La guerra silenziosa per la nostra attenzione

Non siamo distratti. Siamo assediati. Da messaggi a cui rispondere, commenti da moderare, like da intercettare, messaggi vocali da 3 minuti e 47 secondi (più che un messaggio la puntata di un podcast), emoji passivo-aggressive da decifrare. Siamo il bersaglio di un sistema progettato scientificamente per tenerci dentro, non per lasciarci andare.

Nel mondo digitale, l’attenzione è il petrolio. Lo so che l’ho detto tante volte riferendomi ai dati personali, ed è ancora vero pure quello, ma ora che i nostri dati viaggiano allegramente e inconsapevolmente nel web a disposizione di chiunque sappia cosa farsene, è cominciata una nuova sfida.

A differenza dell’oro nero, tuttavia, l’attenzione è una risorsa infungibile: una volta che l’hai persa non la recuperi più e difficilmente la puoi sostituire. Eppure, continuiamo a trivellare noi stessi, ad accettare condizioni d’uso che in cambio di una manciata di gratificazioni ci sottraggono ore di vita fisica e mentale.

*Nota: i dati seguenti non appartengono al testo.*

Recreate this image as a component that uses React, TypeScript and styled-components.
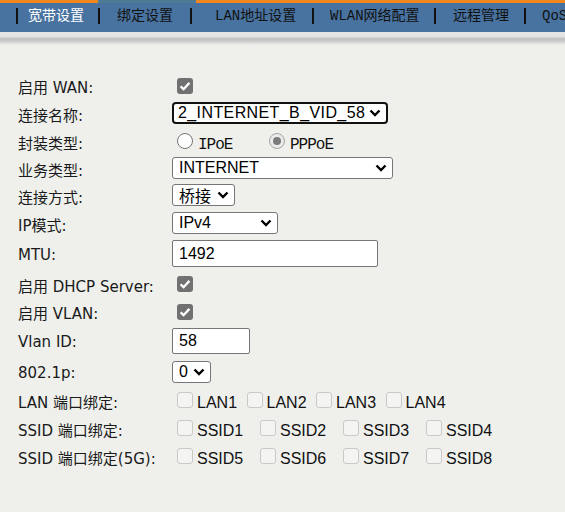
import { Fragment } from "react"
import styled, { createGlobalStyle } from "styled-components"

const GlobalStyle = createGlobalStyle`
  body {
    margin: 0;
    background: #eff0ec;
  }
`

const Page = styled.div`
  width: 565px;
  min-height: 512px;
  background: #eff0ec;
  overflow: hidden;
`

const TopStrip = styled.div`
  display: flex;
  height: 3px;
  background: #f1871f;
`

const StripMark = styled.div`
  margin-left: 98px;
  width: 98px;
  background: #4e7a93;
`

const NavBar = styled.div`
  display: flex;
  align-items: center;
  height: 29px;
  padding: 0 0 4px 16px;
  box-sizing: border-box;
  background: #4873a0;
  white-space: nowrap;
  overflow: hidden;
  font-family: "Liberation Mono", "Noto Sans CJK SC", monospace;
  font-size: 14px;
`

const NavSep = styled.span`
  flex-shrink: 0;
  width: 2px;
  height: 16px;
  background: #111;
`

const Tab = styled.span<{ $w?: number; $pl: number; $active?: boolean }>`
  flex-shrink: 0;
  box-sizing: border-box;
  width: ${(p) => (p.$w ? `${p.$w}px` : "auto")};
  padding-left: ${(p) => p.$pl}px;
  line-height: 16px;
  color: ${(p) => (p.$active ? "#fff" : "#111")};
`

const Shadow = styled.div`
  height: 13px;
  background: linear-gradient(
    to bottom,
    #e6e6e6 0px,
    #e3e3e3 5px,
    #c6c6c6 6px,
    #c2c2c2 8px,
    #eff0ec 13px
  );
`

const Form = styled.div`
  padding: 27px 0 0 18px;
`

const Row = styled.div<{ $h: number }>`
  display: flex;
  align-items: center;
  height: ${(p) => p.$h}px;
`

const Label = styled.div`
  flex-shrink: 0;
  width: 154px;
  padding-top: 2px;
  font-family: "DejaVu Sans", "Noto Sans CJK SC", sans-serif;
  font-size: 15px;
  color: #1a1a1a;
  white-space: nowrap;
`

const Control = styled.div`
  display: flex;
  align-items: center;
`

const Box = styled.span<{ $on?: boolean }>`
  display: inline-flex;
  align-items: center;
  justify-content: center;
  flex-shrink: 0;
  box-sizing: border-box;
  width: 16px;
  height: 16px;
  margin-left: 5px;
  border-radius: 3px;
  background: ${(p) => (p.$on ? "#717171" : "#f4f5f2")};
  border: ${(p) => (p.$on ? "none" : "1px solid #c9cac7")};
`

const CheckGroup = styled.div<{ $col: number }>`
  display: grid;
  grid-template-columns: repeat(4, ${(p) => p.$col}px);
`

const CheckItem = styled.label`
  display: flex;
  align-items: center;
`

const CheckText = styled.span`
  margin-left: 4px;
  padding-top: 5px;
  font-family: "Liberation Sans", sans-serif;
  font-size: 16px;
  color: #111;
`

const RadioItem = styled.label<{ $w?: number }>`
  display: flex;
  align-items: center;
  box-sizing: border-box;
  width: ${(p) => (p.$w ? `${p.$w}px` : "auto")};
  padding-left: 5px;
`

const RadioDot = styled.span<{ $on?: boolean }>`
  position: relative;
  flex-shrink: 0;
  box-sizing: border-box;
  width: 16px;
  height: 16px;
  border-radius: 50%;
  border: 1px solid ${(p) => (p.$on ? "#a3a3a3" : "#767676")};
  background: ${(p) => (p.$on ? "#ebebeb" : "#fff")};

  &::after {
    content: "";
    display: ${(p) => (p.$on ? "block" : "none")};
    position: absolute;
    left: 3px;
    top: 3px;
    width: 8px;
    height: 8px;
    border-radius: 50%;
    background: #7b7b7b;
  }
`

const RadioText = styled.span`
  margin-left: 5px;
  padding-top: 7px;
  font-family: "Liberation Mono", monospace;
  font-size: 16px;
  letter-spacing: -1px;
  color: #111;
`

const SelectBox = styled.div<{ $w: number; $focus?: boolean }>`
  display: flex;
  align-items: center;
  justify-content: space-between;
  box-sizing: border-box;
  width: ${(p) => p.$w}px;
  height: 22px;
  padding: 0 5px 0 ${(p) => (p.$focus ? 4 : 6)}px;
  border: ${(p) => (p.$focus ? "2px solid #111" : "1px solid #767676")};
  border-radius: ${(p) => (p.$focus ? 4 : 3)}px;
  background: #fff;
  font-family: "Liberation Sans", "Noto Sans CJK SC", sans-serif;
  font-size: 16px;
  color: #000;
  white-space: nowrap;
`

const SelectValue = styled.span<{ $wide?: boolean }>`
  letter-spacing: ${(p) => (p.$wide ? "0.4px" : "0")};
`

const TextBox = styled.div<{ $w: number; $h: number }>`
  display: flex;
  align-items: center;
  box-sizing: border-box;
  width: ${(p) => p.$w}px;
  height: ${(p) => p.$h}px;
  padding-left: 6px;
  border: 1px solid #767676;
  border-radius: 2px;
  background: #fff;
  font-family: "Liberation Sans", sans-serif;
  font-size: 16px;
  color: #000;
`

const Chevron = () => (
  <svg width="12" height="8" viewBox="0 0 12 8">
    <polyline points="1.5,1.5 6,6 10.5,1.5" fill="none" stroke="#000" strokeWidth="2.4" />
  </svg>
)

const Tick = () => (
  <svg width="16" height="16" viewBox="0 0 16 16">
    <polyline points="3.6,8.3 6.6,11.2 12.4,4.9" fill="none" stroke="#fff" strokeWidth="2.3" />
  </svg>
)

const Check = ({ on }: { on?: boolean }) => <Box $on={on}>{on && <Tick />}</Box>

const Select = ({ w, value, focus }: { w: number; value: string; focus?: boolean }) => (
  <SelectBox $w={w} $focus={focus}>
    <SelectValue $wide={focus}>{value}</SelectValue>
    <Chevron />
  </SelectBox>
)

const tabs = [
  { text: "宽带设置", w: 80, pl: 10, active: true },
  { text: "绑定设置", w: 90, pl: 17 },
  { text: "LAN地址设置", w: 120, pl: 23 },
  { text: "WLAN网络配置", w: 120, pl: 16 },
  { text: "远程管理", w: 88, pl: 17 },
  { text: "QoS", pl: 16 },
]

const CheckRow = ({ label, items, col }: { label: string; items: string[]; col: number }) => (
  <Row $h={28}>
    <Label>{label}</Label>
    <CheckGroup $col={col}>
      {items.map((n) => (
        <CheckItem key={n}>
          <Check />
          <CheckText>{n}</CheckText>
        </CheckItem>
      ))}
    </CheckGroup>
  </Row>
)

const App = () => {
  return (
    <Page>
      <GlobalStyle />
      <TopStrip>
        <StripMark />
      </TopStrip>
      <NavBar>
        {tabs.map((t) => (
          <Fragment key={t.text}>
            <NavSep />
            <Tab $w={t.w} $pl={t.pl} $active={t.active}>
              {t.text}
            </Tab>
          </Fragment>
        ))}
      </NavBar>
      <Shadow />

      <Form>
        <Row $h={27}>
          <Label>启用 WAN:</Label>
          <Control>
            <Check on />
          </Control>
        </Row>
        <Row $h={28}>
          <Label>连接名称:</Label>
          <Control>
            <Select w={216} value="2_INTERNET_B_VID_58" focus />
          </Control>
        </Row>
        <Row $h={28}>
          <Label>封装类型:</Label>
          <Control>
            <RadioItem $w={92}>
              <RadioDot />
              <RadioText>IPoE</RadioText>
            </RadioItem>
            <RadioItem>
              <RadioDot $on />
              <RadioText>PPPoE</RadioText>
            </RadioItem>
          </Control>
        </Row>
        <Row $h={26}>
          <Label>业务类型:</Label>
          <Control>
            <Select w={221} value="INTERNET" />
          </Control>
        </Row>
        <Row $h={28}>
          <Label>连接方式:</Label>
          <Control>
            <Select w={63} value="桥接" />
          </Control>
        </Row>
        <Row $h={28}>
          <Label>IP模式:</Label>
          <Control>
            <Select w={106} value="IPv4" />
          </Control>
        </Row>
        <Row $h={33}>
          <Label>MTU:</Label>
          <Control>
            <TextBox $w={206} $h={27}>1492</TextBox>
          </Control>
        </Row>
        <Row $h={28}>
          <Label>启用 DHCP Server:</Label>
          <Control>
            <Check on />
          </Control>
        </Row>
        <Row $h={27}>
          <Label>启用 VLAN:</Label>
          <Control>
            <Check on />
          </Control>
        </Row>
        <Row $h={32}>
          <Label>Vlan ID:</Label>
          <Control>
            <TextBox $w={78} $h={26}>58</TextBox>
          </Control>
        </Row>
        <Row $h={29}>
          <Label>802.1p:</Label>
          <Control>
            <Select w={39} value="0" />
          </Control>
        </Row>
        <CheckRow label="LAN 端口绑定:" items={["LAN1", "LAN2", "LAN3", "LAN4"]} col={69.5} />
        <CheckRow label="SSID 端口绑定:" items={["SSID1", "SSID2", "SSID3", "SSID4"]} col={83} />
        <CheckRow label="SSID 端口绑定(5G):" items={["SSID5", "SSID6", "SSID7", "SSID8"]} col={83} />
      </Form>
    </Page>
  )
}

export default App
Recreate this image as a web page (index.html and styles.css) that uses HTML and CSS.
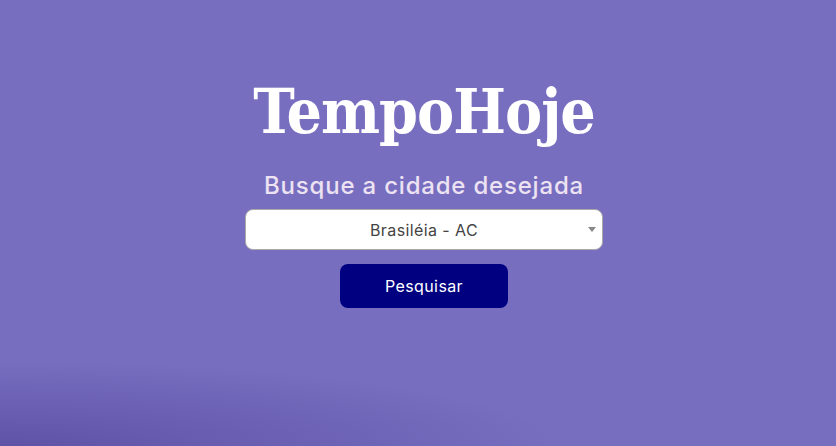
FILE: index.html
```html
<!DOCTYPE html>
<html lang="pt-BR">
<head>
<meta charset="utf-8">
<title>TempoHoje</title>
<link rel="stylesheet" href="styles.css">
</head>
<body>
<main class="page">
  <h1 class="title">TempoHoje</h1>
  <h2 class="subtitle">Busque a cidade desejada</h2>
  <div class="select-wrap">
    <select class="city">
      <option>Brasiléia - AC</option>
    </select>
    <span class="arrow"></span>
  </div>
  <button class="search" type="button">Pesquisar</button>
</main>
</body>
</html>
```
FILE: styles.css
```css
html, body {
  margin: 0;
  height: 100%;
}
body {
  background-color: #776ec0;
  background-image: radial-gradient(ellipse 560px 85px at 0px 446px, rgba(70, 55, 140, 0.5), rgba(70, 55, 140, 0) 100%);
  font-family: "Inter", sans-serif;
  overflow: hidden;
}
.page {
  display: flex;
  flex-direction: column;
  align-items: center;
  padding-top: 72px;
  padding-left: 12px;
}
.title {
  margin: 0;
  font-family: "DejaVu Serif Condensed", "DejaVu Serif", serif;
  font-weight: bold;
  font-size: 62px;
  line-height: 80px;
  color: #ffffff;
  letter-spacing: -1px;
}
.subtitle {
  margin: 18px 0 0;
  font-family: "Inter", sans-serif;
  font-weight: 500;
  font-size: 24px;
  line-height: 32px;
  color: #ece2f2;
  letter-spacing: 0.8px;
}
.select-wrap {
  position: relative;
  margin-top: 7px;
  width: 358px;
  height: 41px;
}
.city {
  appearance: none;
  -webkit-appearance: none;
  width: 100%;
  height: 41px;
  box-sizing: border-box;
  border: 1px solid #a9a9a9;
  border-radius: 8px;
  background: #ffffff;
  text-align: center;
  text-align-last: center;
  font-family: "Inter", sans-serif;
  font-size: 16px;
  color: #444444;
  letter-spacing: 0.4px;
  padding: 0 20px;
}
.arrow {
  position: absolute;
  right: 7px;
  top: 18px;
  width: 0;
  height: 0;
  border-left: 4px solid transparent;
  border-right: 4px solid transparent;
  border-top: 5px solid #888888;
}
.search {
  margin-top: 14px;
  width: 168px;
  height: 44px;
  border: none;
  border-radius: 8px;
  background: #000080;
  color: #ffffff;
  font-family: "Inter", sans-serif;
  font-size: 16px;
  letter-spacing: 0.4px;
}
```
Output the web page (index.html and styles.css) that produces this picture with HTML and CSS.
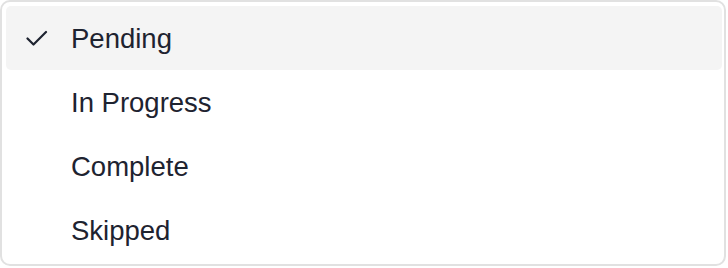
FILE: index.html
```html
<!DOCTYPE html>
<html lang="en">
<head>
<meta charset="UTF-8">
<meta name="viewport" content="width=device-width, initial-scale=1.0">
<title>Status Select</title>
<link rel="stylesheet" href="styles.css">
</head>
<body>

<ul class="menu" role="listbox">
  <li class="option selected" role="option" aria-selected="true">
    <span class="check">
      <svg width="22" height="16" viewBox="0 0 22 16"><path d="M1.5 8.5 L7.5 14.5 L20 2" fill="none" stroke="#1e2330" stroke-width="2.2" stroke-linecap="round" stroke-linejoin="round"/></svg>
    </span>
    Pending
  </li>
  <li class="option" role="option"><span class="check"></span>In Progress</li>
  <li class="option" role="option"><span class="check"></span>Complete</li>
  <li class="option" role="option"><span class="check"></span>Skipped</li>
</ul>

</body>
</html>
```

FILE: styles.css
```css
body {
  margin: 0;
  padding: 0;
  background-color: #fff;
  font-family: "Liberation Sans", Arial, sans-serif;
}

.menu {
  list-style: none;
  margin: 0;
  width: 726px;
  height: 266px;
  box-sizing: border-box;
  padding: 4px 2px 4px 4px;
  border: 2px solid #e1e1e1;
  border-radius: 10px;
  background-color: #fff;
}

.option {
  display: flex;
  align-items: center;
  box-sizing: border-box;
  height: 64px;
  padding: 2px 0 0 20px;
  border-radius: 5px;
  font-size: 27.5px;
  color: #1e2330;
  cursor: pointer;
}

.option.selected {
  background-color: #f4f4f4;
}

.check {
  display: flex;
  align-items: center;
  width: 45px;
  margin-top: -2px;
  flex-shrink: 0;
}
```
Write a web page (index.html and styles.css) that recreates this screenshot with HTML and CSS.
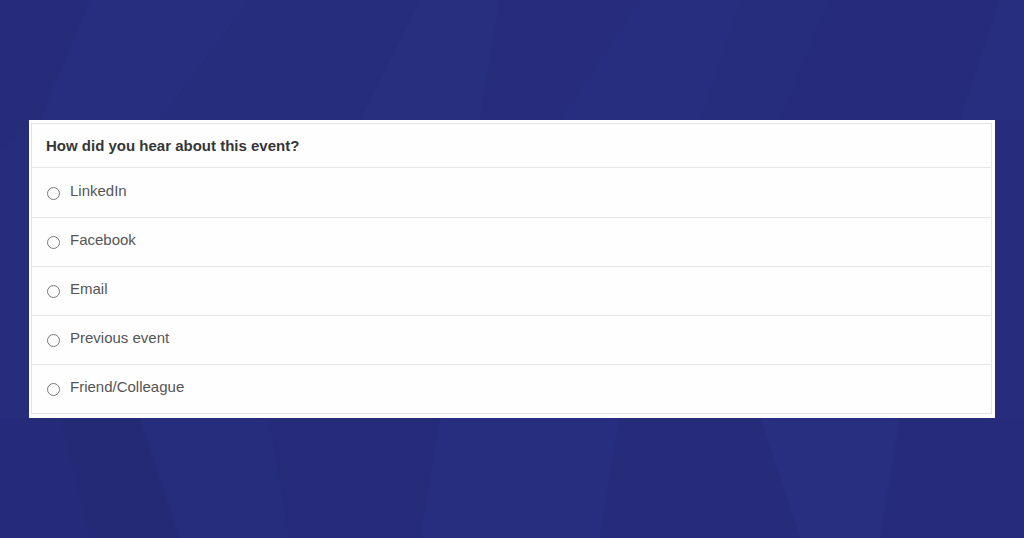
FILE: index.html
```html
<!DOCTYPE html>
<html>
<head>
<meta charset="utf-8">
<link rel="stylesheet" href="styles.css">
</head>
<body>
<svg class="bg" viewBox="0 0 1024 538" preserveAspectRatio="none" aria-hidden="true">
  <rect width="1024" height="538" fill="#272d7c"/>
  <polygon points="0,0 90,0 40,120 0,150" fill="#272c7a"/>
  <polygon points="90,0 250,0 160,120 40,120" fill="#282e7f"/>
  <polygon points="250,0 420,0 360,120 160,120" fill="#272d7d"/>
  <polygon points="420,0 500,0 480,120 360,120" fill="#282f7f"/>
  <polygon points="500,0 640,0 560,120 480,120" fill="#272c7b"/>
  <polygon points="640,0 740,0 700,120 560,120" fill="#282e7f"/>
  <polygon points="740,0 830,0 780,120 700,120" fill="#272d7d"/>
  <polygon points="830,0 1000,0 960,120 780,120" fill="#262c7b"/>
  <polygon points="1000,0 1024,0 1024,120 960,120" fill="#282e7f"/>
  <polygon points="0,418 60,418 90,538 0,538" fill="#262b79"/>
  <polygon points="60,418 140,418 180,538 90,538" fill="#252a77"/>
  <polygon points="140,418 270,418 290,538 180,538" fill="#272d7d"/>
  <polygon points="270,418 440,418 420,538 290,538" fill="#262b7a"/>
  <polygon points="440,418 620,418 600,538 420,538" fill="#282e7f"/>
  <polygon points="620,418 760,418 800,538 600,538" fill="#262b7a"/>
  <polygon points="760,418 900,418 880,538 800,538" fill="#282e80"/>
  <polygon points="900,418 1024,418 1024,538 880,538" fill="#262c7b"/>
</svg>
<main class="page">
  <section class="card">
    <div class="panel">
      <div class="question">How did you hear about this event?</div>
      <label class="option"><span class="radio"></span><span class="label">LinkedIn</span></label>
      <label class="option"><span class="radio"></span><span class="label">Facebook</span></label>
      <label class="option"><span class="radio"></span><span class="label">Email</span></label>
      <label class="option"><span class="radio"></span><span class="label">Previous event</span></label>
      <label class="option"><span class="radio"></span><span class="label">Friend/Colleague</span></label>
    </div>
  </section>
</main>
</body>
</html>
```
FILE: styles.css
```css
html, body {
  margin: 0;
  padding: 0;
  width: 1024px;
  height: 538px;
  overflow: hidden;
  background: #272d7c;
  font-family: "Liberation Sans", Arial, sans-serif;
}

.bg {
  position: absolute;
  left: 0;
  top: 0;
  width: 1024px;
  height: 538px;
  z-index: 0;
}

.page {
  position: relative;
  z-index: 1;
  padding: 120px 0 0 29px;
}

.card {
  width: 966px;
  height: 298px;
  box-sizing: border-box;
  background: #ffffff;
  padding: 3px 3px 4px 2px;
}

.panel {
  box-sizing: border-box;
  width: 961px;
  height: 291px;
  border: 1px solid #e4e4e4;
  background: #fefefe;
  display: flex;
  flex-direction: column;
}

.question {
  height: 43px;
  display: flex;
  align-items: center;
  padding-left: 14px;
  font-size: 15px;
  font-weight: bold;
  color: #363636;
  border-bottom: 1px solid #e6e6e6;
}

.option {
  height: 48px;
  display: flex;
  align-items: center;
  padding-left: 15px;
  border-bottom: 1px solid #e6e6e6;
}

.option:first-of-type {
  height: 49px;
}

.option:last-child {
  border-bottom: none;
}

.radio {
  width: 11px;
  height: 11px;
  border: 1px solid #7a7a7a;
  border-radius: 50%;
  margin-top: 1px;
  flex: none;
}

.label {
  margin-left: 10px;
  font-size: 15px;
  color: #555555;
  margin-bottom: 5px;
}
```
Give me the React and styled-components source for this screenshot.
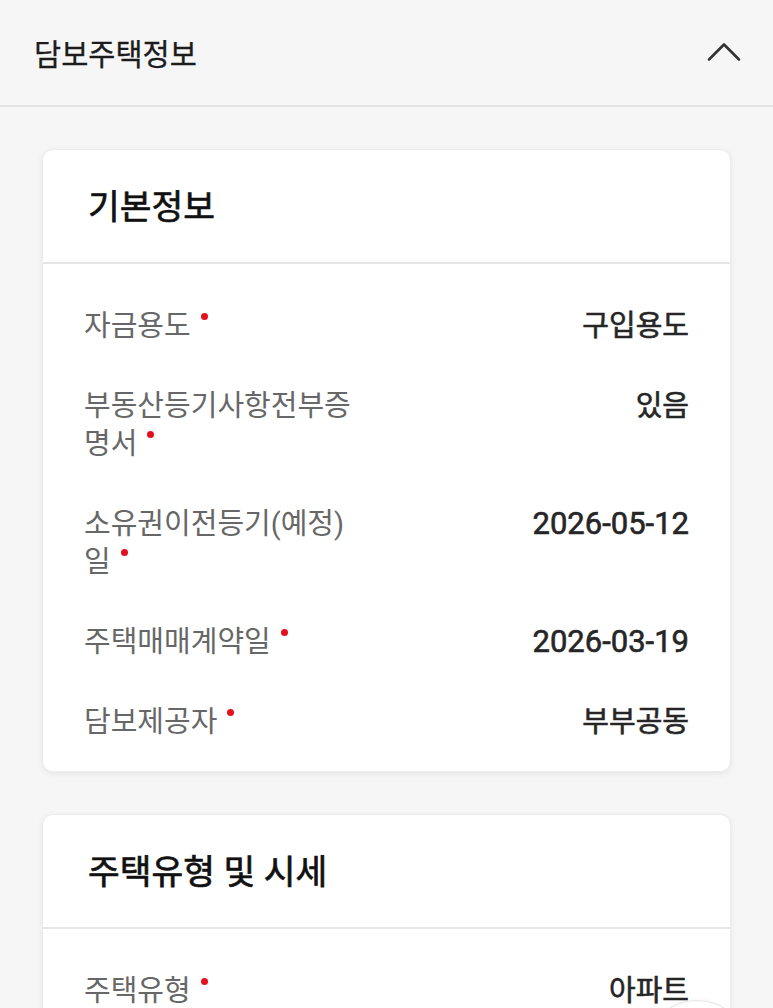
import React from "react";
import styled, { createGlobalStyle } from "styled-components";

const Global = createGlobalStyle`
  html, body { margin: 0; padding: 0; background: #f6f6f6; }
  body { font-family: Roboto, "Noto Sans CJK KR", sans-serif; -webkit-font-smoothing: antialiased; }
  * { box-sizing: border-box; }
`;

const Page = styled.div`
  min-height: 100vh;
  background: #f6f6f6;
`;

const Header = styled.header`
  height: 107px;
  display: flex;
  align-items: center;
  justify-content: space-between;
  padding: 0 32px 2px 34px;
  border-bottom: 2px solid #e4e4e4;
`;

const HeaderTitle = styled.h1`
  margin: 0;
  font-size: 29.5px;
  font-weight: 400;
  color: #1c1c1c;
  -webkit-text-stroke: 0.3px #1c1c1c;
`;

const ToggleButton = styled.button`
  border: 0;
  background: none;
  padding: 0;
  width: 34px;
  height: 24px;
  display: flex;
  align-items: center;
  justify-content: center;
  cursor: pointer;
`;

const Content = styled.main`
  display: flex;
  flex-direction: column;
  gap: 42px;
  padding: 42px 42px 120px;
`;

const Card = styled.section`
  background: #fff;
  border-radius: 11px;
  border: 1px solid #ececec;
  box-shadow: 0 2px 6px rgba(0, 0, 0, 0.07);
  overflow: hidden;
`;

const CardHeader = styled.div`
  height: 114px;
  display: flex;
  align-items: center;
  padding: 0 45px 4px;
  border-bottom: 2px solid #e6e6e6;
`;

const CardTitle = styled.h2`
  margin: 0;
  font-size: 34.5px;
  font-weight: 400;
  color: #111;
  -webkit-text-stroke: 0.7px #111;
`;

const CardBody = styled.div`
  padding: 22px 41px 9px 41px;
`;

const Row = styled.div`
  display: flex;
  justify-content: space-between;
  align-items: flex-start;
  padding: 21px 0;
  line-height: 38px;
`;

const Label = styled.div`
  max-width: 284px;
  font-size: 29px;
  color: #676767;
`;

const Tail = styled.span`
  white-space: nowrap;
`;

const Required = styled.span`
  display: inline-block;
  width: 7px;
  height: 7px;
  border-radius: 50%;
  background: #e5101d;
  margin: 6px 0 0 10px;
  vertical-align: top;
`;

const Value = styled.div`
  font-size: ${(p) => (p.$numeric ? "31px" : "29px")};
  font-weight: 400;
  color: #262626;
  -webkit-text-stroke: 0.6px #262626;
  text-align: right;
  white-space: nowrap;
`;

const FloatButton = styled.button`
  position: fixed;
  right: 24px;
  bottom: -96px;
  width: 104px;
  height: 104px;
  border-radius: 50%;
  background: #fff;
  border: 1px solid #e6e6e6;
  box-shadow: 0 0 4px rgba(0, 0, 0, 0.05);
  padding: 0;
`;

const ChevronUp = () => (
  <svg width="34" height="22" viewBox="0 0 34 22" fill="none">
    <path d="M2 18.5 L17 3.5 L32 18.5" stroke="#333" strokeWidth="2.6" strokeLinecap="round" strokeLinejoin="round" />
  </svg>
);

const basicInfo = [
  { label: "자금용도", value: "구입용도" },
  { label: "부동산등기사항전부증명서", value: "있음" },
  { label: "소유권이전등기(예정)일", value: "2026-05-12", numeric: true },
  { label: "주택매매계약일", value: "2026-03-19", numeric: true },
  { label: "담보제공자", value: "부부공동" },
];

const houseInfo = [{ label: "주택유형", value: "아파트" }];

const RequiredLabel = ({ text }) => (
  <Label>
    {text.slice(0, -1)}
    <Tail>
      {text.slice(-1)}
      <Required />
    </Tail>
  </Label>
);

const InfoCard = ({ title, rows }) => (
  <Card>
    <CardHeader>
      <CardTitle>{title}</CardTitle>
    </CardHeader>
    <CardBody>
      {rows.map((r) => (
        <Row key={r.label}>
          <RequiredLabel text={r.label} />
          <Value $numeric={r.numeric}>{r.value}</Value>
        </Row>
      ))}
    </CardBody>
  </Card>
);

export default function App() {
  return (
    <Page>
      <Global />
      <Header>
        <HeaderTitle>담보주택정보</HeaderTitle>
        <ToggleButton aria-label="접기">
          <ChevronUp />
        </ToggleButton>
      </Header>
      <Content>
        <InfoCard title="기본정보" rows={basicInfo} />
        <InfoCard title="주택유형 및 시세" rows={houseInfo} />
      </Content>
      <FloatButton aria-label="맨 위로" />
    </Page>
  );
}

Se l’attenzione è un bene, chi lo regola? Se è una risorsa, chi la protegge? Se è un diritto, perché non è ancora nell’articolo 1 della Costituzione (ok, almeno nei primi 12)?

La dittatura della reperibilità

Il paradosso è questo: ci siamo illusi che essere connessi ci rendesse liberi. Invece ci ha resi disponibili. Sempre. Ovunque. A chiunque.